"In those days Mary arose and went with haste into the hill country, to a town in Judah, and she entered the house of Zechariah and greeted Elizabeth. And when Elizabeth heard the greeting of Mary, the baby leaped in her womb. And Elizabeth was filled with the Holy Spirit, and she exclaimed with a loud cry, "Blessed are you among women, and blessed is the fruit of your womb! And why is this granted to me that the mother of my Lord should come to me? For behold, when the sound of your greeting came to my ears, the baby in my womb leaped for joy. And blessed is she who believed that there would be a fulfillment of what was spoken to her from the Lord." And Mary said, "My soul magnifies the Lord, and my spirit rejoices in God my Savior, for he has looked on the humble estate of his servant. For behold, from now on all generations will call me blessed; for he who is mighty has done great things for me, and holy is his name. And his mercy is for those who fear him from generation to generation. He has shown strength with his arm; he has scattered the proud in the thoughts of their hearts; he has brought down the mighty from their thrones and exalted those of humble estate; he has filled the hungry with good things, and the rich he has sent away empty. He has helped his servant Israel, in remembrance of his mercy, as he spoke to our fathers, to Abraham and to his offspring forever." And Mary remained with her about three months and returned to her home." Luke 1:39-56 (ESV)Yesterday's Gospel Reading for the final Sunday in Advent gave me much to think about as we enjoyed a quiet Sunday. Much of it centered on Mary, mother of The Christ.

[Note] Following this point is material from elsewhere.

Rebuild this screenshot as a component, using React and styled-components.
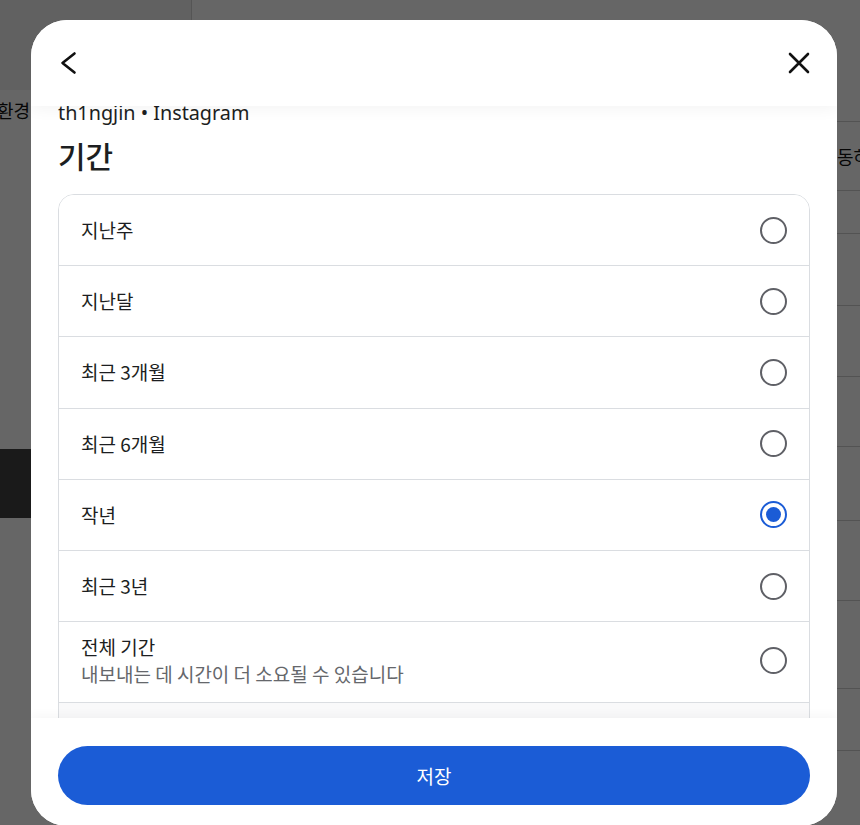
import React, { useState } from "react";
import styled, { createGlobalStyle } from "styled-components";

const Global = createGlobalStyle`
  * { box-sizing: border-box; }
  html, body { margin: 0; padding: 0; overflow: hidden; }
  body { font-family: "Noto Sans CJK KR", "Noto Sans", sans-serif; background: #fff; }
`;

/* ---------- underlying page ---------- */
const Page = styled.div`
  display: grid;
  grid-template-columns: 192px 1fr;
  height: 825px;
  width: 860px;
  background: #fff;
`;

const Sidebar = styled.aside`
  border-right: 1px solid #d4d4d4;
  display: flex;
  flex-direction: column;
`;

const SideTop = styled.div`
  height: 90px;
  background: #f2f2f2;
`;

const SideItem = styled.div`
  height: 40px;
  display: flex;
  align-items: center;
  margin-left: -3px;
  font-size: 18px;
  color: #111;
`;

const SideSpacer = styled.div`
  height: 319px;
`;

const DarkButton = styled.div`
  height: 69px;
  background: #424242;
  margin-right: 20px;
`;

const Main = styled.main`
  display: flex;
  flex-direction: column;
  padding-top: 121px;
`;

const BgRow = styled.div`
  height: ${(p) => p.$h}px;
  border-top: 1px solid #d0d0d0;
  display: flex;
  align-items: center;
  padding-left: 645px;
  font-size: 18px;
  color: #111;
  white-space: nowrap;
  overflow: hidden;
`;

/* ---------- modal ---------- */
const Overlay = styled.div`
  position: fixed;
  inset: 0;
  background: rgba(0, 0, 0, 0.6);
  padding: 20px 0 0 31px;
`;

const Modal = styled.div`
  width: 806px;
  height: 806px;
  background: #fff;
  border-radius: 36px;
  display: flex;
  flex-direction: column;
  overflow: hidden;
`;

const Header = styled.div`
  height: 86px;
  flex: none;
  display: flex;
  align-items: center;
  justify-content: space-between;
  padding: 0 24px 0 23px;
  position: relative;
  z-index: 2;
  background: #fff;
  box-shadow: 0 4px 14px rgba(0, 0, 0, 0.045);
`;

const IconButton = styled.button`
  width: 28px;
  height: 28px;
  padding: 0;
  border: none;
  background: none;
  display: flex;
  cursor: pointer;
`;

const Body = styled.div`
  flex: 1;
  overflow: hidden;
  padding: 0 27px;
  position: relative;
  z-index: 1;
`;

const Account = styled.div`
  margin-top: -4px;
  font-family: "Noto Sans", "Noto Sans CJK KR", sans-serif;
  font-size: 19.8px;
  line-height: 22px;
  color: #1c1e21;
`;

const Title = styled.h1`
  margin: 12px 0 20px;
  font-size: 30px;
  line-height: 38px;
  font-weight: 500;
  color: #1c1e21;
`;

const Card = styled.div`
  border: 1px solid #dadde1;
  border-radius: 16px;
  overflow: hidden;
`;

const Row = styled.label`
  display: flex;
  align-items: center;
  justify-content: space-between;
  min-height: ${(p) => (p.$tall ? 81 : 71.2)}px;
  padding: ${(p) => (p.$tall ? "11px 22px 14px" : "0 22px")};
  border-top: ${(p) => (p.$first ? "none" : "1px solid #dadde1")};
  background: ${(p) => (p.$faded ? "#f9f9fa" : "#fff")};
  cursor: pointer;
  &:first-child {
    min-height: 70.2px;
  }
`;

const RowText = styled.div`
  display: flex;
  flex-direction: column;
`;

const RowLabel = styled.span`
  font-size: 19px;
  line-height: 26px;
  color: ${(p) => (p.$faded ? "#c4c6ca" : "#1c1e21")};
`;

const RowSub = styled.span`
  font-size: 19px;
  line-height: 28px;
  color: #65676b;
`;

const Radio = styled.span`
  width: 27px;
  height: 27px;
  flex: none;
  border-radius: 50%;
  border: 2.6px solid ${(p) => (p.$on ? "#1b5cd6" : "#5f6066")};
  display: flex;
  align-items: center;
  justify-content: center;
  &::after {
    content: "";
    width: 15px;
    height: 15px;
    border-radius: 50%;
    background: ${(p) => (p.$on ? "#1b5cd6" : "transparent")};
  }
`;

const Footer = styled.div`
  flex: none;
  height: 108px;
  padding: 28px 27px 21px;
  background: #fff;
  position: relative;
  z-index: 2;
  box-shadow: 0 -3px 10px rgba(0, 0, 0, 0.035);
`;

const SaveButton = styled.button`
  width: 100%;
  height: 59px;
  border: none;
  border-radius: 30px;
  background: #1b5cd6;
  color: #fff;
  font-family: "Noto Sans CJK KR", sans-serif;
  font-size: 19px;
  font-weight: 400;
  cursor: pointer;
`;

const options = [
  { label: "지난주" },
  { label: "지난달" },
  { label: "최근 3개월" },
  { label: "최근 6개월" },
  { label: "작년" },
  { label: "최근 3년" },
  { label: "전체 기간", sub: "내보내는 데 시간이 더 소요될 수 있습니다" },
];

const bgRows = [
  { h: 69, t: "동하" },
  { h: 43 },
  { h: 72 },
  { h: 71 },
  { h: 70 },
  { h: 74 },
  { h: 80 },
  { h: 88 },
  { h: 62 },
  { h: 80 },
];

export default function App() {
  const [sel, setSel] = useState(4);
  return (
    <>
      <Global />
      <Page>
        <Sidebar>
          <SideTop />
          <SideItem>환경</SideItem>
          <SideSpacer />
          <DarkButton />
        </Sidebar>
        <Main>
          {bgRows.map((r, i) => (
            <BgRow key={i} $h={r.h}>
              {r.t || ""}
            </BgRow>
          ))}
        </Main>
      </Page>
      <Overlay>
        <Modal>
          <Header>
            <IconButton aria-label="뒤로">
              <svg width="28" height="28" viewBox="0 0 28 28" fill="none">
                <path
                  d="M20.5 4.5 L8.5 14 L20.5 23.5"
                  stroke="#111"
                  strokeWidth="2.6"
                  strokeLinecap="round"
                  strokeLinejoin="round"
                />
              </svg>
            </IconButton>
            <IconButton aria-label="닫기">
              <svg width="28" height="28" viewBox="0 0 28 28" fill="none">
                <path
                  d="M5 5 L23 23 M23 5 L5 23"
                  stroke="#111"
                  strokeWidth="2.6"
                  strokeLinecap="round"
                />
              </svg>
            </IconButton>
          </Header>
          <Body>
            <Account>th1ngjin • Instagram</Account>
            <Title>기간</Title>
            <Card>
              {options.map((o, i) => (
                <Row
                  key={o.label}
                  $first={i === 0}
                  $tall={!!o.sub}
                  onClick={() => setSel(i)}
                >
                  <RowText>
                    <RowLabel>{o.label}</RowLabel>
                    {o.sub && <RowSub>{o.sub}</RowSub>}
                  </RowText>
                  <Radio $on={sel === i} />
                </Row>
              ))}
              <Row $faded>
                <RowText>
                  <RowLabel $faded>파일 형식</RowLabel>
                </RowText>
              </Row>
            </Card>
          </Body>
          <Footer>
            <SaveButton>저장</SaveButton>
          </Footer>
        </Modal>
      </Overlay>
    </>
  );
}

In my faith's journey, Ive encountered extremes in how this your maiden of Nazareth has been seen by professing Christians of all sides of the faith spectrum. Over the years, I've witnessed Mary elevated to the place of Co-mediatrix by some, to being almost completely marginalized by others; reducing her to a status slightly above being an egg donor. Now in Adventide, 2018, the wackiest of the fringe left have attempted to make her a poster child for the woman "#MeToo" movement by inferring that she was an unwilling victim of a sexual assault. I want to believe that no serious adult would see this latter assertion as being nothing beyond patent nonsense. Then, there's the sweet, sentimental Christmas ballad by Mark Lowry in & Buddy Greene, and performed by Michael English and a host of others. This song posited the idea that perhaps the fair Mary may not have known the import of the child developing in her womb.

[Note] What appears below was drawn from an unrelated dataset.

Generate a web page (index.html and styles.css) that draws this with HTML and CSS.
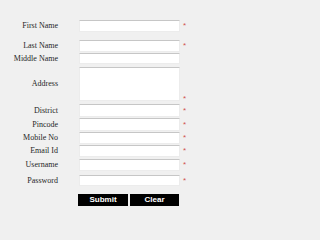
FILE: index.html
```html
<!DOCTYPE html>
<html>
<head>
<meta charset="utf-8">
<link rel="stylesheet" href="styles.css">
</head>
<body>
<form class="form">
  <div class="row r-first"><label class="lbl">First Name</label><input class="field" type="text"><span class="req">*</span></div>
  <div class="row r-last"><label class="lbl">Last Name</label><input class="field" type="text"><span class="req">*</span></div>
  <div class="row r-mid"><label class="lbl">Middle Name</label><input class="field short" type="text"></div>
  <div class="row r-addr"><label class="lbl">Address</label><textarea class="field area"></textarea><span class="req req-bottom">*</span></div>
  <div class="row r-dist"><label class="lbl">District</label><input class="field tall" type="text"><span class="req">*</span></div>
  <div class="row r-pin"><label class="lbl">Pincode</label><input class="field tall" type="text"><span class="req">*</span></div>
  <div class="row r-tight"><label class="lbl">Mobile No</label><input class="field" type="text"><span class="req">*</span></div>
  <div class="row r-tight"><label class="lbl">Email Id</label><input class="field" type="text"><span class="req">*</span></div>
  <div class="row r-user"><label class="lbl">Username</label><input class="field" type="text"><span class="req">*</span></div>
  <div class="row r-pass"><label class="lbl">Password</label><input class="field short" type="password"><span class="req">*</span></div>
  <div class="actions"><button class="btn btn-submit" type="button">Submit</button><button class="btn btn-clear" type="button">Clear</button></div>
</form>
</body>
</html>
```
FILE: styles.css
```css
html, body {
  margin: 0;
  padding: 0;
  background: #f0f0f0;
}
.form {
  padding-top: 20px;
  font-family: "Liberation Serif", "Times New Roman", serif;
  font-size: 8px;
  color: #262626;
}
.row {
  display: flex;
  align-items: center;
}
.lbl {
  width: 58px;
  text-align: right;
  margin-right: 21px;
  line-height: 10px;
  white-space: nowrap;
}
.field {
  box-sizing: border-box;
  width: 101px;
  height: 12px;
  margin: 0;
  padding: 0;
  background: #fff;
  border: 1px solid #ececec;
  border-top-color: #c6c6c6;
  border-radius: 0;
  outline: none;
}
.field.short { height: 11px; }
.field.tall { height: 13px; }
.area {
  height: 34px;
  resize: none;
  display: block;
}
.req {
  margin-left: 3px;
  color: #d05050;
  font-family: "Liberation Sans", Arial, sans-serif;
  font-size: 8px;
  line-height: 8px;
}
.req-bottom {
  align-self: flex-end;
  margin-bottom: -2px;
}
.r-last { margin-top: 8px; }
.r-mid { margin-top: 1px; }
.r-addr { margin-top: 3px; }
.r-dist { margin-top: 3px; }
.r-pin { margin-top: 1px; }
.r-tight { margin-top: 1px; }
.r-user { margin-top: 2px; }
.r-pass { margin-top: 4px; }
.actions {
  display: flex;
  margin-top: 8px;
  margin-left: 78px;
  gap: 2px;
}
.btn {
  height: 12px;
  padding: 0;
  margin: 0;
  border: none;
  border-radius: 0;
  background: #000;
  color: #fff;
  font-family: "Liberation Sans", Arial, sans-serif;
  font-weight: bold;
  font-size: 8px;
  line-height: 12px;
}
.btn-submit { width: 50px; }
.btn-clear { width: 49px; }
```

Given the scope of Old Testament prophecy, only a relatively small population at the time of Christ's birth that could meet the profile of the one who was to bear the Christ Child. A Hebrew woman, a virgin of the Tribe of Judah and a descendant of the house of David who would be a Nazarene who found herself in labor in Bethlehem could be the one. Clearly, the providential hand of the Almighty was at work; she was the chosen one.
In engaging the fringe left or fluffy sentimentality of the popular culture, we can, through Saint Luke's account, demonstrate that Mary was not only cognizant of just what child she'd be carrying, but that she was a fully willing party to this Divine opus of grace. Her words as seen in the Magnificat capture this. Within this brief passage of the Gospel, Mary seems to speak as both poetess and prophetess, declaring the praises of the Almighty God and his promises to His people, Israel.
So, tonight as the sun sets on our individual worlds, the setting sun will light ablaze the fifth candle the Advent Wreath, and churches will be gathering to welcome the Christ Child afresh. And as we welcome Him once more, may we strive to apprehend an understanding of Mary, one that's rooted in Holy Scripture rather than popular culture.